With the judge’s pronouncement came a loud, long cheer from the crowd. Earl Long, smiling thinly, his near-cadaverous hulk worn down from 203 lbs. to 162 lbs., pushed his way through the throng. Voices shouted greetings. Hands clapped his back, shook his hand, reached out from all directions. Flanked by his pals and deputies, he advanced through the tumult to his car. A newsman asked: “What are you going to do now, Governor?” Growled Earl Long: “I’m gonna be Governor.”

Pole to Pole. Behind wailing sirens he was driven in his air-conditioned Oldsmobile to Covington’s pink brick Southern Hotel. There, in a deputy-guarded second-floor room, he called for a can of hot tamales and some ice water, summarily fired his state police superintendent, John Nick Brown, whose deputies had helped commit him the week before (TIME, June 29). To well-wishers and old friends, he announced that he would certainly run again for Governor next fall (a process that requires him to resign before term’s end to bypass the state law forbidding a Governor to succeed himself). Soon he sent for a Baptist minister to deliver a prayer of thanks. Tiring of the hotel, he sneaked out the back door, led his retinue to the Pine Manor Motel, three miles south of Covington, where he called on his sister, Mrs. Lucille Hunt, to read William Ernest Henley’s famed poem, “Invictus,” because “it was Huey P. Long’s favorite and my favorite”:

Out of the night that covers me Black as the Pit from pole to pole, I thank whatever gods may be For my unconquerable soul.

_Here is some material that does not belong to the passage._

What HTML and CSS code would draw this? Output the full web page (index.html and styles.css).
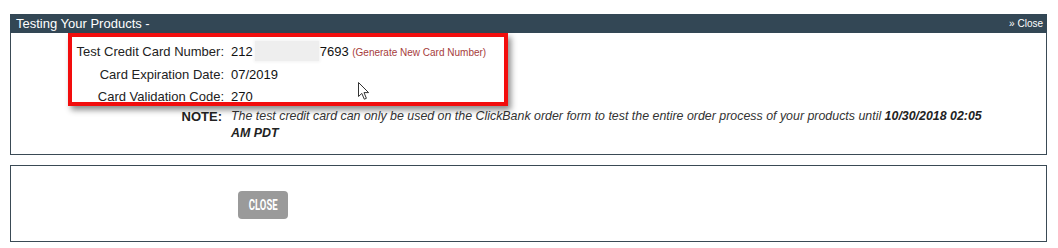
FILE: index.html
```html
<!DOCTYPE html>
<html>
<head>
<meta charset="utf-8">
<link rel="stylesheet" href="styles.css">
</head>
<body>
<div class="modal">
  <div class="hdr">
    <span class="title">Testing Your Products -</span>
    <span class="hclose">&raquo; Close</span>
  </div>
  <div class="panel info">
    <div class="rows">
      <div class="lbl">Test Credit Card Number:</div>
      <div class="val">212<span class="blur"></span>7693 <a class="gen">(Generate New Card Number)</a></div>
      <div class="lbl">Card Expiration Date:</div>
      <div class="val">07/2019</div>
      <div class="lbl">Card Validation Code:</div>
      <div class="val">270</div>
      <div class="lbl note-lbl">NOTE:</div>
      <div class="note">The test credit card can only be used on the ClickBank order form to test the entire order process of your products until <b>10/30/2018 02:05 AM PDT</b></div>
    </div>
    <div class="redbox"></div>
    <svg class="cursor" width="13" height="20" viewBox="0 0 13 20"><path d="M1.5 1.5 L1.5 15.5 L4.8 12.4 L7.3 18.2 L9.4 17.3 L7 11.6 L11.6 11.6 Z" fill="#fff" stroke="#333" stroke-width="1" stroke-linejoin="round"/></svg>
  </div>
  <div class="panel actions">
    <button class="btn"><span>CLOSE</span></button>
  </div>
</div>
</body>
</html>
```
FILE: styles.css
```css
html, body { margin: 0; padding: 0; background: #fff; }
body { font-family: "Liberation Sans", Arial, sans-serif; font-size: 13px; color: #222; }
.modal { margin: 14px 11px 0 10px; }
.hdr {
  height: 19px; background: #334755; color: #fff;
  display: flex; justify-content: space-between; align-items: center;
  padding: 0 4px 0 6px;
}
.title { font-size: 13px; }
.hclose { font-size: 10px; }
.panel { border: 1px solid #3a4a55; }
.info { border-top: none; position: relative; padding: 8px 0 12px 0; }
.rows {
  display: grid; grid-template-columns: 213px 1fr; column-gap: 7px;
  line-height: 22px;
}
.lbl { text-align: right; color: #222; }
.val { color: #111; }
.blur {
  display: inline-block; width: 64px; height: 20px; vertical-align: -5px;
  background: #eeeeee; box-shadow: 0 0 3px 1px #f2f2f2;
  margin: 0 1px 0 2px;
}
.gen { color: #a63c3c; font-size: 10px; }
.note-lbl { font-weight: bold; line-height: 17px; padding-right: 2px; }
.note { font-style: italic; font-size: 12.4px; line-height: 17px; color: #333; padding-right: 50px; }
.note b { color: #222; }
.redbox {
  position: absolute; left: 57px; top: 0; width: 432px; height: 65px;
  border: 4px solid #f20d0d;
  box-shadow: 3px 4px 6px rgba(0,0,0,0.45);
  pointer-events: none;
}
.cursor { position: absolute; left: 346px; top: 48px; }
.actions { margin-top: 10px; height: 50px; padding: 25px 0 0 227px; }
.btn {
  width: 50px; height: 28px; border: none; border-radius: 4px;
  background: #9a9a9a; color: #fff; padding: 0;
  font-family: Roboto, sans-serif; font-weight: bold; font-size: 14px;
  display: flex; align-items: center; justify-content: center;
}
.btn span { display: inline-block; transform: scaleX(0.68); }
```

“Indestructible!” bellowed the Governor for good measure.

Horse Collars. Feeling mighty indestructible, Earl Long sent a message to the public, assuring them that “I have never been insane one second of my life,” hopped into an air-conditioned Cadillac, and with state police escort poured out of town and, deliberately bypassing Baton Rouge, headed north to his old family home (“tin shack,” Blanche called it) in Winnfield Parish. On the way, he stopped to pick up some standard farm implements: two horse collars, a pesthole digger, a pitchfork.

At week’s end he was resting comfortably, but was still volubly aggrieved at his wife Blanche, whom he blamed for all his troubles. “I’ve put up with her as long as I can and I’m going to get a divorce now,” he rattled. “Most jealous wife God ever put on this earth.” And though he was glorying in his new freedom, the Governor voluntarily placed himself under the care of a Tulane psychiatrist, Dr. Paul Pratt. He had done this, in his characteristically puzzling way, when four top Louisiana psychiatrists, determined to stand by their professional ethics, declared publicly after the Covington spectacle that Long was still a sick man. Typically, Earl Long sent for the doctors with a flourish, asked to have one of them stay close by. Among the Governor’s ailments: a paranoiac-schizophrenic condition as well as auricular fibrillation of the heart, a serious medical condition in itself.

In Baton Rouge, where politicos waited nervously for the next Long explosion, a few anti-Long legislators began talking guardedly about impeachment proceedings, and there were rumblings of an Internal Revenue investigation. But, for the time being, Earl Kemp Long, if not master of his fate, was once again Governor of his state.